Anyone want to take bets on the following ? ...

1. The Inquirer will now either buy or lease a property owned by the Roman Catholic archdiocese of Philadelphia

2. The current building will find even less use than the regrettably empty Strawbridge's is finding, and will eventually be imploded.

12:09 AM  
Anonymous Anonymous said...

Anonymous 12:09 AM sounds like either a Belfast Protestant or is in the demolition business. Either way he/she should take a course in logic and reasoning.

9:38 PM  
Anonymous Anonymous said...

Anonymous 1209 merely sounds to me like someone who knows about Tierney's connection at the hip with the Catholic Church - thought everybody knew that.

Nor is there much illogical about imploding a tall building if it is unwanted. The logic impaired folks would seem to be the ones that imagine there is anyone left to buy more zillion dollar condos.
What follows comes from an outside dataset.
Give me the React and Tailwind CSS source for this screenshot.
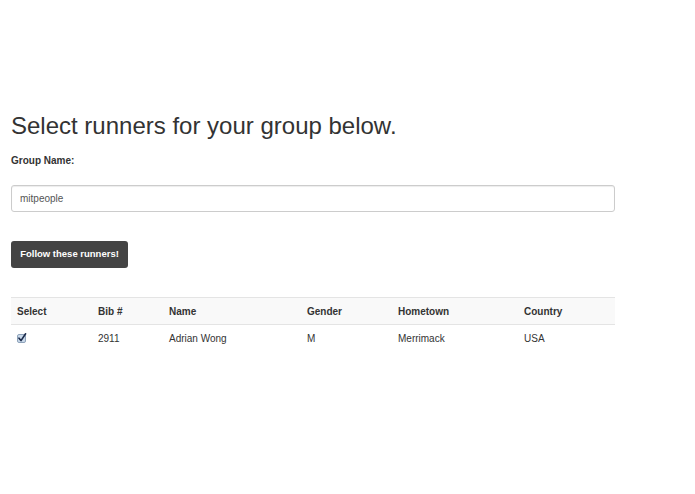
export default function App() {
  const font = { fontFamily: '"Liberation Sans", Arial, Helvetica, sans-serif' };
  return (
    <div className="w-[695px] h-[494px] bg-white text-[#333]" style={font}>
      <div className="pl-[11px] pt-[111px] w-[615px]">
        <h1 className="text-[24px] leading-[30px] font-normal text-[#333]">Select runners for your group below.</h1>
        <div className="mt-[13px] text-[10px] leading-[14px] font-bold">Group Name:</div>
        <div className="mt-[17px] h-[27px] w-[604px] border border-[#ccc] rounded-[3px] flex items-center pl-[8px] text-[10px] text-[#555] shadow-[inset_0_1px_1px_rgba(0,0,0,0.075)]">
          mitpeople
        </div>
        <div className="mt-[29px] h-[27px] w-[117px] rounded-[3px] bg-[#444] flex items-center justify-center text-white text-[9.5px] font-bold">
          Follow these runners!
        </div>
        <table className="mt-[29px] w-[604px] border-collapse text-[10px]">
          <thead>
            <tr className="bg-[#f9f9f9] border-t border-b border-[#e4e4e4] h-[27px]">
              <th className="w-[81px] text-left font-bold pl-[6px]">Select</th>
              <th className="w-[71px] text-left font-bold pl-[6px]">Bib #</th>
              <th className="w-[138px] text-left font-bold pl-[6px]">Name</th>
              <th className="w-[91px] text-left font-bold pl-[6px]">Gender</th>
              <th className="w-[126px] text-left font-bold pl-[6px]">Hometown</th>
              <th className="text-left font-bold pl-[6px]">Country</th>
            </tr>
          </thead>
          <tbody>
            <tr className="h-[27px]">
              <td className="pl-[6px] align-middle">
                <svg width="10" height="10" viewBox="0 0 10 10" className="block">
                  <rect x="0.5" y="1.5" width="8" height="8" rx="1.5" fill="#c9d9ea" stroke="#8fa3ba" />
                  <path d="M2 5.2 L4 7.6 L8.6 0.8" fill="none" stroke="#1b2a4a" strokeWidth="1.6" strokeLinecap="round" strokeLinejoin="round" />
                </svg>
              </td>
              <td className="pl-[6px]">2911</td>
              <td className="pl-[6px]">Adrian Wong</td>
              <td className="pl-[6px]">M</td>
              <td className="pl-[6px]">Merrimack</td>
              <td className="pl-[6px]">USA</td>
            </tr>
          </tbody>
        </table>
      </div>
    </div>
  );
}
Anonymous didn't say what they imagine would be done with the empty space though. My bet is surface parking ;)

12:53 AM  
Anonymous Anonymous said...

Well anonymous 12:53am must then think Mayor Street has sold out the city to the 7th day adventists (he is joined at the hip). The Beaux Arts Inquirer building is only unwanted by PMH as they look to lessen debt and get out of the real estate business. It is not that tall of a building and has many possibilities from mixed use or to a convention hotel. And sorry the empty space at the Inquirer building can't be used as a surface lot after demolition; since it is on the historical buildings register. However, it could be used as a monastery or retirement "convent" for an order of nuns.